A recent study by the University of New Orleans Hospitality Research Center estimates that tourists in New Orleans spent nearly $3.5 billion in the first half of 2012, nearly $5.5 billion in all of 2011. Annual economic impact from Mardi Gras, we’re told, is anywhere from $300 million to nearly $1 billion, depending on how it’s calculated and who’s doing the calculating. Next year, boast tourism officials, the Super Bowl alone is expected to generate more than $400 million in economic impact for the city.
And yet this all has little effect on city tax revenues.
“We can’t host our way out of a budget crisis,” said Mayor Mitch Landrieu this week after presenting a lean, $491 million 2013 budget proposal, which calls for cuts averaging 8 to 10 percent for most city agencies. That’s because most of the taxes generated by tourism don’t go to the city’s general fund.
Take the 13 percent hotel tax.
(More after the jump)
Three state entities — the Superdome, the Morial Convention Center and the state general fund — get nine of those 13 cents per hotel dollar. Two-and-a-half cents are then divided between the New Orleans Regional Transit Authority and the Orleans Parish School Board. What remains — 1.5 cents per hotel dollar — goes to the city. City officials project $13 million in hotel tax revenue next year. In a fantasy-scenario, in which all hotel taxes went to the general fund, the city would reap about $113 million.
San Francisco’s 14 percent hotel tax — an entirely local tax — was expected to generate $220 million in the 2011-2012 fiscal year according to city budget documents. Of that, about $140 million — or 64 percent — went to general fund discretionary spending. (If the same proportion applied here, the tax would generate about $72 million for the 2013 general fund budget.)
The remaining $80 million goes to specific programs. Last year, well over half of that was allocated to convention center expenses, tourism and marketing. But about $16 million went to city-funded museums. And the 2012-2013 budget earmarks more than $5 million for the city’s affordable housing/rental assistance program.
Atlanta budgets one-quarter of hotel tax revenue to the general fund. If New Orleans government took in the same portion of the city-state 13 percent hotel tax, it would receive about $28 million. But Atlanta has an eight percent tax rate, so one-quarter means two cents on the dollar, or about $17.5 million if that were the case here. Likewise for Clark County (Las Vegas), Nev., which allocates one cent to discretionary general fund spending and one cent to local road projects.

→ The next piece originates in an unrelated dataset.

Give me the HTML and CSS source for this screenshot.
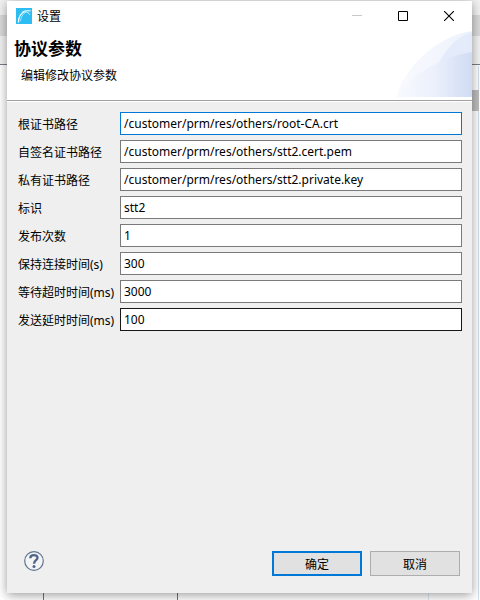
FILE: index.html
```html
<!DOCTYPE html>
<html lang="zh-CN">
<head>
    <meta charset="UTF-8">
    <meta name="viewport" content="width=device-width, initial-scale=1.0">
    <title>设置</title>
    <link rel="stylesheet" href="styles.css">
</head>
<body>
    <div class="dialog">
        <!-- Title bar -->
        <div class="titlebar">
            <svg class="app-icon" width="16" height="16" viewBox="0 0 16 16" aria-hidden="true">
                <rect width="16" height="16" fill="#2dbdf2"/>
                <path d="M2.500 14.500C2.500 9 5 5 9 3.500" fill="none" stroke="#fff" stroke-width="1.3"/>
                <path d="M4.500 13C5 9 6.500 6 9.500 4.500" fill="none" stroke="#a5e3fa" stroke-width="1"/>
                <path d="M6 4.500C8.500 2.500 12 2.500 15 3" fill="none" stroke="#d5f2fd" stroke-width="1.2"/>
                <path d="M9 4C11.500 3.800 13 5 14 7" fill="none" stroke="#d5f2fd" stroke-width="1"/>
            </svg>
            <span class="title">设置</span>
            <button class="window-button" type="button" aria-label="最小化" disabled>
                <svg width="10" height="10" viewBox="0 0 10 10"><path d="M0 4.500H10" stroke="#c8c8c8"/></svg>
            </button>
            <button class="window-button" type="button" aria-label="最大化">
                <svg width="10" height="10" viewBox="0 0 10 10"><path d="M.5.5H9.500V9.500H.5Z" fill="none" stroke="#000"/></svg>
            </button>
            <button class="window-button" type="button" aria-label="关闭">
                <svg width="10" height="10" viewBox="0 0 10 10"><path d="M0 0L10 10M10 0L0 10" stroke="#000" stroke-width="1.1"/></svg>
            </button>
        </div>

        <!-- Banner -->
        <div class="banner">
            <h1>协议参数</h1>
            <p>编辑修改协议参数</p>
            <svg class="swoosh" width="75" height="66" viewBox="0 0 75 66" aria-hidden="true">
                <defs>
                    <linearGradient id="fade">
                        <stop offset="0" stop-color="#f8fafe"/>
                        <stop offset="0.5" stop-color="#f3f6fd"/>
                        <stop offset="1" stop-color="#ecf2fc"/>
                    </linearGradient>
                    <linearGradient id="shade" gradientUnits="userSpaceOnUse" x1="0" y1="0" x2="75" y2="0">
                        <stop offset="0" stop-color="#f8fafe"/>
                        <stop offset="0.5" stop-color="#ebf0fb"/>
                        <stop offset="1" stop-color="#d0dcf4"/>
                    </linearGradient>
                </defs>
                <path d="M0 66C3 42 39 4 75 0V66Z" fill="url(#fade)"/>
                <path d="M40 36C47 20 60 5 75 1V36Z" fill="#e1e9f9" opacity="0.8"/>
                <path d="M0 66C9 49 38 27 75 21V66Z" fill="url(#shade)"/>
            </svg>
        </div>

        <!-- Parameters -->
        <form class="content">
            <div class="fields">
                <label for="root-cert">根证书路径</label>
                <input class="active" id="root-cert" type="text" value="/customer/prm/res/others/root-CA.crt">

                <label for="self-cert">自签名证书路径</label>
                <input id="self-cert" type="text" value="/customer/prm/res/others/stt2.cert.pem">

                <label for="private-key">私有证书路径</label>
                <input id="private-key" type="text" value="/customer/prm/res/others/stt2.private.key">

                <label for="client-id">标识</label>
                <input id="client-id" type="text" value="stt2">

                <label for="publish-count">发布次数</label>
                <input id="publish-count" type="text" value="1">

                <label for="keep-alive">保持连接时间(s)</label>
                <input id="keep-alive" type="text" value="300">

                <label for="timeout">等待超时时间(ms)</label>
                <input id="timeout" type="text" value="3000">

                <label for="delay">发送延时时间(ms)</label>
                <input class="hovered" id="delay" type="text" value="100">
            </div>

            <div class="footer">
                <button class="help" type="button" aria-label="帮助">
                    <svg width="20" height="20" viewBox="0 0 20 20">
                        <circle cx="10" cy="10" r="9.300" fill="#f4f4f4" stroke="#607390" stroke-width="1.2"/>
                        <path d="M6.300 7.300C6.300 3 13.800 3.200 13.500 7C13.300 9.300 10 9.200 10 12.700" fill="none" stroke="#4f658a" stroke-width="2.4"/>
                        <circle cx="10" cy="15.500" r="1.500" fill="#4f658a"/>
                    </svg>
                </button>
                <button class="button default" type="submit">确定</button>
                <button class="button" type="button">取消</button>
            </div>
        </form>
    </div>
</body>
</html>
```

FILE: styles.css
```css
/* Reset and base styles */
* {
    margin: 0;
    padding: 0;
    box-sizing: border-box;
}

/* The editor window behind the dialog */
body {
    font-family: "Noto Sans", "Noto Sans CJK SC", sans-serif;
    font-size: 12px;
    color: #000;
    display: flex;
    min-height: 100vh;
    padding: 1px 8px 7px 7px;
    background-color: #fff;
    background-image:
        linear-gradient(#bdbdbd, #bdbdbd),
        linear-gradient(#d2dfeb, #d2dfeb),
        linear-gradient(#6d727c, #6d727c),
        linear-gradient(#6d727c, #6d727c),
        linear-gradient(#dce8f2, #dce8f2),
        linear-gradient(#f2f2f2 15px, #dadada 15px, #dadada 36px, #f2f2f2 36px, #f2f2f2 64px, #767b86 64px, #767b86 65px, transparent 65px);
    background-position: right 1px top 90px, right 1px top 66px, 43px 100%, 177px 100%, 428px 100%, 0 0;
    background-size: 7px 21px, 1px 100%, 1px 8px, 1px 8px, 1px 8px, 100% 100%;
    background-repeat: no-repeat;
}

/* Dialog window */
.dialog {
    flex: 1;
    display: flex;
    flex-direction: column;
    background-color: #efefef;
    box-shadow: 0 2px 10px rgba(0, 0, 0, 0.4);
}

.titlebar {
    display: flex;
    align-items: center;
    height: 29px;
    padding-left: 9px;
    background-color: #fff;
}

.title {
    flex: 1;
    margin-left: 5px;
}

.window-button {
    display: flex;
    align-items: center;
    justify-content: center;
    width: 46px;
    height: 29px;
    border: none;
    background: none;
}

/* Banner */
.banner {
    position: relative;
    height: 71px;
    padding: 7px;
    background-color: #fff;
    border-bottom: 1px solid #a0a0a0;
}

.banner h1 {
    font-size: 17px;
    line-height: 24px;
}

.banner p {
    padding: 6px 7px;
    line-height: 18px;
}

.swoosh {
    position: absolute;
    right: 0;
    bottom: 3px;
}

/* Form */
.content {
    flex: 1;
    display: flex;
    flex-direction: column;
    justify-content: space-between;
    padding: 10px 10px 11px 11px;
    border-top: 1px solid #fff;
}

.fields {
    display: grid;
    grid-template-columns: 97px 1fr;
    gap: 5px;
    align-items: center;
}

.fields label {
    white-space: nowrap;
}

.fields input {
    width: 100%;
    height: 23px;
    padding: 0 3px;
    border: 1px solid #7a7a7a;
    background-color: #fff;
    font: inherit;
    outline: none;
}

.fields input.active,
.fields input:focus {
    border-color: #0078d7;
}

.fields input.hovered,
.fields input:hover {
    border-color: #171717;
}

/* Buttons */
.footer {
    display: flex;
    align-items: flex-start;
    gap: 8px;
    padding: 6px 2px 6px 6px;
}

.help {
    width: 20px;
    height: 20px;
    margin-right: auto;
    border: none;
    background: none;
}

.help svg {
    display: block;
}

.button {
    width: 90px;
    height: 25px;
    border: 1px solid #adadad;
    background-color: #e1e1e1;
    font: inherit;
}

.button.default {
    border: 2px solid #0078d7;
}
```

On the other hand, Austin levies a 9 percent hotel tax, of which nearly 90 percent is spent on the city’s convention center and tourism promotion. The remainder goes to the city’s cultural arts programs. Miami-Dade County’s 2012-2013 budget sends every cent generated by its 6 percent local hotel tax to tourism and convention-related programs or debt service on entertainment and sports facilities.